Now, AIM has succeeded in producing a market that meets European Union standards and in which there are no restrictions on company size or on the proportion of shares that are available to the market. The central quality control is that applicants have to be brought to market by an approved adviser.
This would seem to be the City looking after its own again, until one inspects the list of “nominated advisers” and discovers that most of the usual merchant banking leeches are missing. The cynic might suggest that, when your cost base has become accustomed to the fees charged for entry to the full listings, you are unlikely to start competing for the narrower margins in the junior market. There are those promising to bring clients to AIM for a straight 50,000, excluding underwriting costs.
The market, in its entirety, must wait to see whether AIM follows an ineluctable road to oversubscription, and whether it bears such a resemblance to the junior markets preceding it that, like them, it will implode. That is a matter for the Stock Exchange and its coterie of nominated advisers.
But I wonder whether, in our anxiety to see the old Stock Exchange come up with a solution for the middle-ground of corporate capitalisation, we are missing other, more exciting capital markets that are more appropriate to the millenium.
The first point to be made is geographical. There is no reason why British, European or – as Throgmorton Street would have it – even international equity markets should have their base in the City. Technology has liberated such geographical protectionism – that, in a sense, was the whole point of what happened ten years ago.
More importantly, there is greater urgency for effective capital markets elsewhere. Scotland, for example, has more companies per square mile that fit the potential entry criteria of the likes of AIM than any other part of the UK. Conventional wisdom has it that, under 500,000, companies can finance themselves through the banks; beyond 50m they can (and probably should) go to the senior markets.
It is precisely this sort of FT-SE 200-300 that Scottish industry offers in spades. It also has a long-established and renowned financial community, as well as office, staff and administration costs that are a fraction of those of the City, offering far more flexible fee structures. Little wonder some of the more imaginative brokerships have moved dealing operations there.

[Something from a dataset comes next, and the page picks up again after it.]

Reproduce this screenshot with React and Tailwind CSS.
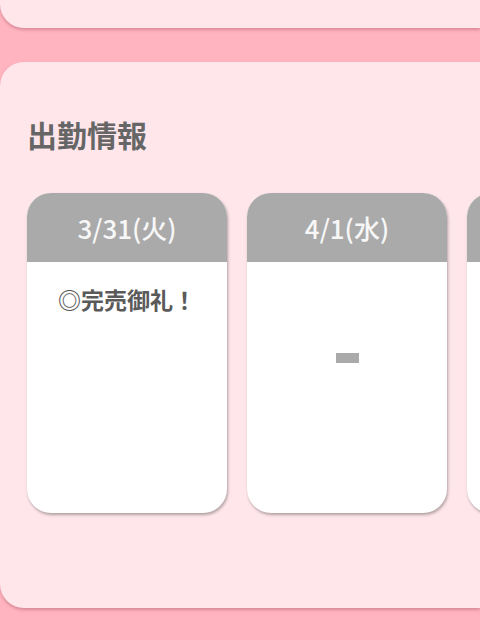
import React from 'react'

const days = [
  { date: '3/31(火)', note: '◎完売御礼！' },
  { date: '4/1(水)', note: null },
  { date: '4/2(木)', note: null },
]

function DayCard({ date, note }) {
  return (
    <div className="w-[200px] h-[320px] shrink-0 rounded-[24px] overflow-hidden bg-white shadow-[1px_2px_3px_rgba(0,0,0,0.3)] flex flex-col">
      <div className="h-[69px] bg-[#aaaaaa] flex items-center justify-center text-[#f7f7f7] text-[26px] font-medium">
        {date}
      </div>
      <div className="flex-1 flex flex-col items-center">
        {note ? (
          <p className="pt-[20px] text-[23px] leading-[34px] font-bold text-[#5a5a5a]">{note}</p>
        ) : (
          // empty day shows a dash
          <div aria-label="ー" className="mt-[91px] w-[23px] h-[10px] bg-[#aaaaaa]" />
        )}
      </div>
    </div>
  )
}

export default function App() {
  return (
    <div
      className="w-[480px] h-[640px] overflow-hidden bg-[#ffb4bf]"
      style={{ fontFamily: '"Noto Sans CJK JP", "Noto Sans", sans-serif' }}
    >
      {/* previous section (cut off) */}
      <div className="h-[28px] bg-[#fee6ea] rounded-bl-[24px] shadow-[0_2px_3px_rgba(150,60,80,0.35)]" />

      {/* 出勤情報 */}
      <div className="mt-[34px] h-[546px] bg-[#fee6ea] rounded-l-[24px] shadow-[0_2px_3px_rgba(150,60,80,0.35)] pt-[50px] pl-[27px] overflow-hidden">
        <h2 className="text-[30px] leading-[44px] font-bold text-[#666666]">出勤情報</h2>
        <div className="mt-[37px] flex gap-[20px]">
          {days.map((d) => (
            <DayCard key={d.date} {...d} />
          ))}
        </div>
      </div>
    </div>
  )
}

But as for a full-blown effort to move the operation of capital markets out of the City? Forget it. The City is still a powerful centre of vested interests and, it has to be said, there is little political incentive for this Government to defend its economic position in Scotland – it has already blown it.
The next point concerns those technological advances. Nasdaq created a federation of capital markets across the US, which should have opened our minds to the possibilities.
Today, it should be perfectly possible to quote and deal shares through the Internet, subject to localised standards of regulation. If that is the case, then logically, capital markets on the Internet must follow. Such moves are afoot and offer considerably longer term prospects for the capital markets than AIM, or any other son of USM, at a fraction of the cost.
Longer term prospects for everyone, that is, other than merchant bankers and stockbrokers, for whom there will cease to be the fees to which they are accustomed or, for many, much of a job left to do. Sadly for growing companies, that’s why the City, the Stock Exchange and AIM will be defended to the last.
George Pitcher is joint managing director of media consultancy Luther Pendragon.